When Caroline returned to Big Sur, she looked to the WE Schools club to help continue her work for the families she’d left behind in San Francisco. The club had a reputation for helping other school clubs with charity drives and volunteer actions, as part of the WE Schools’ initiative to take one local action and one global action.

“What I like about WE is that you have the local action and the global action and it’s not directed,” comments Leigh. “By creating this club, we could do whatever we want to.”

And what the WE Schools club wanted to do was help Caroline’s new extended family.

Together, students visited freshman classrooms with Caroline sharing stories about the families she had met over her summer internship. Soon after, the ninth grade homerooms were competing to bring in donations.

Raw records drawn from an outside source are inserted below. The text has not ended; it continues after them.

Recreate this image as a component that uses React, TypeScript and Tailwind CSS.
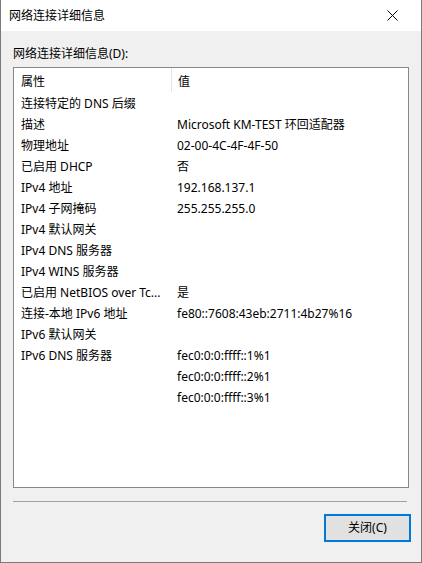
const rows: [string, string][] = [
  ["连接特定的 DNS 后缀", ""],
  ["描述", "Microsoft KM-TEST 环回适配器"],
  ["物理地址", "02-00-4C-4F-4F-50"],
  ["已启用 DHCP", "否"],
  ["IPv4 地址", "192.168.137.1"],
  ["IPv4 子网掩码", "255.255.255.0"],
  ["IPv4 默认网关", ""],
  ["IPv4 DNS 服务器", ""],
  ["IPv4 WINS 服务器", ""],
  ["已启用 NetBIOS over Tc...", "是"],
  ["连接-本地 IPv6 地址", "fe80::7608:43eb:2711:4b27%16"],
  ["IPv6 默认网关", ""],
  ["IPv6 DNS 服务器", "fec0:0:0:ffff::1%1"],
  ["", "fec0:0:0:ffff::2%1"],
  ["", "fec0:0:0:ffff::3%1"],
];

export default function App() {
  return (
    <div className="w-[422px] h-[563px] flex flex-col bg-[#f0f0f0] border-x border-b border-[#7a7a7a] text-[12px] text-black font-['Noto_Sans','Noto_Sans_CJK_SC',sans-serif] leading-[16px]">
      {/* title bar */}
      <div className="h-[31px] bg-white flex items-center justify-between pl-[8px] pr-[23px] shrink-0">
        <span>网络连接详细信息</span>
        <svg width="11" height="11" viewBox="0 0 11 11">
          <path d="M0.5 0.5 L10.5 10.5 M10.5 0.5 L0.5 10.5" stroke="#000" strokeWidth="1" />
        </svg>
      </div>

      <div className="px-[12px] pt-[15px]">
        <div>网络连接详细信息(D):</div>
        <div className="mt-[5px] w-[396px] h-[421px] bg-white border border-[#828790] flex flex-col">
          <div className="h-[24px] flex items-center shrink-0">
            <div className="w-[157px] pl-[7px] pt-[3px]">属性</div>
            <div className="w-px h-full bg-[#e5e5e5]" />
            <div className="pl-[6px] pt-[3px]">值</div>
          </div>
          {rows.map(([k, v], i) => (
            <div key={i} className="h-[21px] pt-[2px] flex items-center">
              <div className="w-[158px] pl-[7px] whitespace-nowrap overflow-hidden">{k}</div>
              <div className="pl-[5px] whitespace-nowrap">{v}</div>
            </div>
          ))}
        </div>
        <div className="mt-[13px] w-[394px] h-px bg-[#a0a0a0]" />
      </div>

      <div className="flex justify-end pr-[10px] mt-[12px]">
        <button className="w-[87px] h-[28px] bg-[#e1e1e1] border-2 border-[#0078d7] flex items-center justify-center">
          关闭(C)
        </button>
      </div>
    </div>
  );
}
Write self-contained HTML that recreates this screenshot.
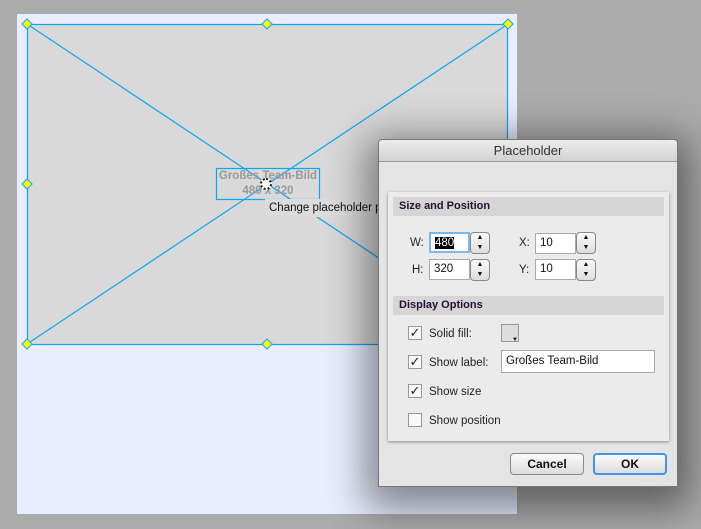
<!DOCTYPE html>
<html><head><meta charset="utf-8"><style>
*{margin:0;padding:0;box-sizing:border-box}
body{width:701px;height:529px;background:#acacac;position:relative;overflow:hidden;font-family:"Liberation Sans",sans-serif;font-size:12px;color:#111}
.abs{position:absolute}
.page{left:17px;top:14px;width:500px;height:500px;background:#e8edff}
.dlg{left:378px;top:139px;width:300px;height:348px;background:#e4e4e4;border:1px solid #777;border-radius:4px 4px 0 0;box-shadow:0 10px 40px 12px rgba(0,0,0,.45)}
.title{left:0;top:0;width:298px;height:22px;background:linear-gradient(#ececec,#d2d2d2);border-bottom:1px solid #999;text-align:center;line-height:22px;font-size:13px;color:#333;border-radius:4px 4px 0 0}
.panel{left:9px;top:52px;width:281px;height:249px;background:#ebebeb;box-shadow:0 1px 3px rgba(0,0,0,.4)}
.hdr{left:5px;width:271px;height:19px;background:#d5d5d5;font-weight:bold;color:#213;line-height:19px;padding-left:6px;font-size:11px}
.lbl{font-size:11.5px;color:#222;white-space:nowrap}
.inp{background:#fff;border:1px solid #aaa;height:21px;line-height:19px;padding-left:4px;font-size:11.5px;white-space:nowrap}
.step{width:20px;height:22px;border:1px solid #888;border-radius:4px;background:linear-gradient(#fafafa,#ddd);font-size:7px;text-align:center;line-height:10px;color:#111}
.cb{width:14px;height:14px;border:1px solid #999;background:#f8f8f8;font-size:13px;line-height:12px;text-align:center;color:#222}
.btn{height:22px;border:1px solid #888;border-radius:4px;background:linear-gradient(#fbfbfb,#ddd);font-weight:bold;text-align:center;line-height:20px;font-size:12px}
</style></head><body>
<div class="abs page"></div>
<div class="abs" style="left:27px;top:24px;width:481px;height:320px;background:#d9d9d9"></div>
<svg class="abs" style="left:0;top:0" width="701" height="529">
<g stroke="#0aa6f5" stroke-width="1.2" fill="none">
<rect x="27.5" y="24.5" width="480" height="320"/>
<line x1="27" y1="24" x2="508" y2="344"/>
<line x1="508" y1="24" x2="27" y2="344"/>
<rect x="216.5" y="168.5" width="103" height="31"/>
</g>
<g fill="#ffff00" stroke="#0aa6f5" stroke-width="1">
<polygon points="27,19 32,24 27,29 22,24"/><polygon points="267,19 272,24 267,29 262,24"/><polygon points="508,19 513,24 508,29 503,24"/>
<polygon points="27,179 32,184 27,189 22,184"/><polygon points="27,339 32,344 27,349 22,344"/><polygon points="267,339 272,344 267,349 262,344"/>
</g>
</svg>
<div class="abs" style="left:216px;top:169px;width:104px;text-align:center;color:#999;font-weight:bold;font-size:11.5px;line-height:15px;white-space:nowrap">Großes Team-Bild<br>480 x 320</div>
<div class="abs" style="left:260px;top:178px;width:12px;height:12px;border-radius:6px;border:2px dotted #111;background:#fff"></div>
<div class="abs" style="left:265px;top:199px;width:130px;height:18px;background:#dcdcdc;font-size:11.5px;line-height:18px;padding-left:4px;white-space:nowrap;overflow:hidden">Change placeholder properties</div>
<div class="abs dlg">
<div class="abs title">Placeholder</div>
<div class="abs panel">
<div class="abs hdr" style="top:5px">Size and Position</div>
<div class="abs lbl" style="left:22px;top:45px">W:</div>
<div class="abs inp" style="left:41px;top:40px;width:41px;border:2px solid #7db7f0"><span style="background:#000;color:#fff">480</span></div>
<div class="abs step" style="left:82px;top:40px">▲<br>▼</div>
<div class="abs lbl" style="left:24px;top:72px">H:</div>
<div class="abs inp" style="left:41px;top:67px;width:41px">320</div>
<div class="abs step" style="left:82px;top:67px">▲<br>▼</div>
<div class="abs lbl" style="left:131px;top:45px">X:</div>
<div class="abs inp" style="left:147px;top:41px;width:41px">10</div>
<div class="abs step" style="left:188px;top:40px">▲<br>▼</div>
<div class="abs lbl" style="left:131px;top:72px">Y:</div>
<div class="abs inp" style="left:147px;top:67px;width:41px">10</div>
<div class="abs step" style="left:188px;top:67px">▲<br>▼</div>
<div class="abs hdr" style="top:104px">Display Options</div>
<div class="abs cb" style="left:20px;top:134px">✓</div><div class="abs lbl" style="left:41px;top:136px">Solid fill:</div>
<div class="abs" style="left:113px;top:132px;width:18px;height:18px;border:1px solid #999;background:#ddd"><div class="abs" style="right:0;bottom:-2px;font-size:6px;line-height:6px">▼</div></div>
<div class="abs cb" style="left:20px;top:163px">✓</div><div class="abs lbl" style="left:41px;top:165px">Show label:</div>
<div class="abs inp" style="left:113px;top:158px;width:154px;height:23px;line-height:21px">Großes Team-Bild</div>
<div class="abs cb" style="left:20px;top:192px">✓</div><div class="abs lbl" style="left:41px;top:194px">Show size</div>
<div class="abs cb" style="left:20px;top:221px"></div><div class="abs lbl" style="left:41px;top:223px">Show position</div>
</div>
<div class="abs btn" style="left:131px;top:313px;width:74px">Cancel</div>
<div class="abs btn" style="left:214px;top:313px;width:74px;border:2px solid #3a9ae8;line-height:18px">OK</div>
</div>
</body></html>
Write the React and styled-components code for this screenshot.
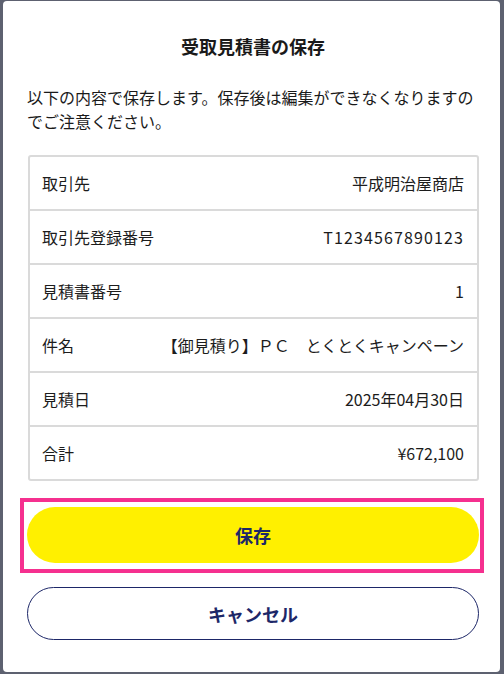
import React from "react";
import styled, { createGlobalStyle } from "styled-components";

const Global = createGlobalStyle`
  html, body { margin: 0; padding: 0; }
  body {
    background: #5d6170;
    font-family: "Noto Sans CJK JP", "Noto Sans", sans-serif;
    color: #1c1c1c;
  }
`;

const Overlay = styled.div`
  width: 504px;
  height: 674px;
  box-sizing: border-box;
  padding: 1px 4px 2px 3px;
  display: flex;
`;

const Dialog = styled.section`
  flex: 1;
  background: #ffffff;
  border-radius: 4px;
  box-sizing: border-box;
  padding: 32px 21px 32px 24px;
  display: flex;
  flex-direction: column;
`;

const Title = styled.h2`
  margin: 0;
  font-size: 18px;
  line-height: 27px;
  font-weight: 700;
  text-align: center;
  color: #1a1a1a;
`;

const Lead = styled.p`
  margin: 25px 0 0;
  font-size: 16px;
  line-height: 24px;
  color: #1a1a1a;
`;

const Table = styled.dl`
  margin: 22px 0 0 1px;
  border: 2px solid #dadada;
  border-radius: 3px;
`;

const Row = styled.div`
  height: 52px;
  display: flex;
  align-items: center;
  justify-content: space-between;
  padding: 0 13px 0 12px;
  & + & { border-top: 2px solid #dadada; }
`;

const Label = styled.dt`
  font-size: 16px;
  color: #1c1c1c;
`;

const Value = styled.dd`
  margin: 0;
  font-size: 16px;
  color: #1c1c1c;
  text-align: right;
  letter-spacing: ${(p) => (p.$wide ? "0.07em" : "normal")};
`;

/* keyboard focus frame around the active button */
const FocusFrame = styled.div`
  margin: 17px -5px 0 -7px;
  padding: 5px 1px 6px 3px;
  border: 4px solid #f5308f;
  display: flex;
  flex-direction: column;
`;

const Button = styled.button`
  height: ${(p) => (p.$primary ? 56 : 55)}px;
  border-radius: 28px;
  font-family: inherit;
  font-size: 18px;
  font-weight: 700;
  color: #1d2768;
  background: ${(p) => (p.$primary ? "#fff000" : "#ffffff")};
  border: ${(p) => (p.$primary ? "none" : "1px solid #1d2768")};
  outline: none;
  cursor: pointer;
  margin-top: ${(p) => p.$gap || 0}px;
`;

const rows = [
  ["取引先", "平成明治屋商店"],
  ["取引先登録番号", "T1234567890123", true],
  ["見積書番号", "1"],
  ["件名", "【御見積り】ＰＣ　とくとくキャンペーン"],
  ["見積日", "2025年04月30日"],
  ["合計", "¥672,100"],
];

export default function App() {
  return (
    <>
      <Global />
      <Overlay>
        <Dialog>
          <Title>受取見積書の保存</Title>
          <Lead>以下の内容で保存します。保存後は編集ができなくなりますのでご注意ください。</Lead>
          <Table>
            {rows.map(([k, v, wide]) => (
              <Row key={k}>
                <Label>{k}</Label>
                <Value $wide={wide}>{v}</Value>
              </Row>
            ))}
          </Table>
          <FocusFrame>
            <Button $primary>保存</Button>
          </FocusFrame>
          <Button $gap={14}>キャンセル</Button>
        </Dialog>
      </Overlay>
    </>
  );
}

By the time the drive was over, the WE Schools club needed a van to be able to transport all their boxes on a field trip to see Family House for themselves.

“They all were pretty much blown away,” says Leigh of the visit. “So often we do these drives and then somebody comes and picks it up and that’s it. For [the students] to actually see where all that stuff collected is going–watching as these families come up with their kids in wheelchairs [or seeing] kids hooked up to oxygen—it was a big eye-opener.”

As Leigh suggests, the WE Schools club provides an opportunity for Carmel students to learn beyond the classroom. “I tell them all the time: When you look back on high school, you [may not] remember what you learned in Spanish class today, but you’re going to remember those experiences you had and the people that had an impact on you.”

For Caroline, working with the club to support a cause–the people–close to her heart was an unforgettable experience. “It’s really touching for my [own] family,” shares Caroline. “They’re all exposed to hospital hardship, and for them to see that I am trying to make a difference in the lives of families who are undergoing what they went through… it’s just really touching.”


The Class of 2020 had a competition between their social studies/health classes to collect toiletries for Family House. Over 3,000 items were collected and distributed to families. Family House serves as a home away from home for families of children with cancer and other life-threatening illnesses by providing physical comfort and emotional support, free from financial concerns.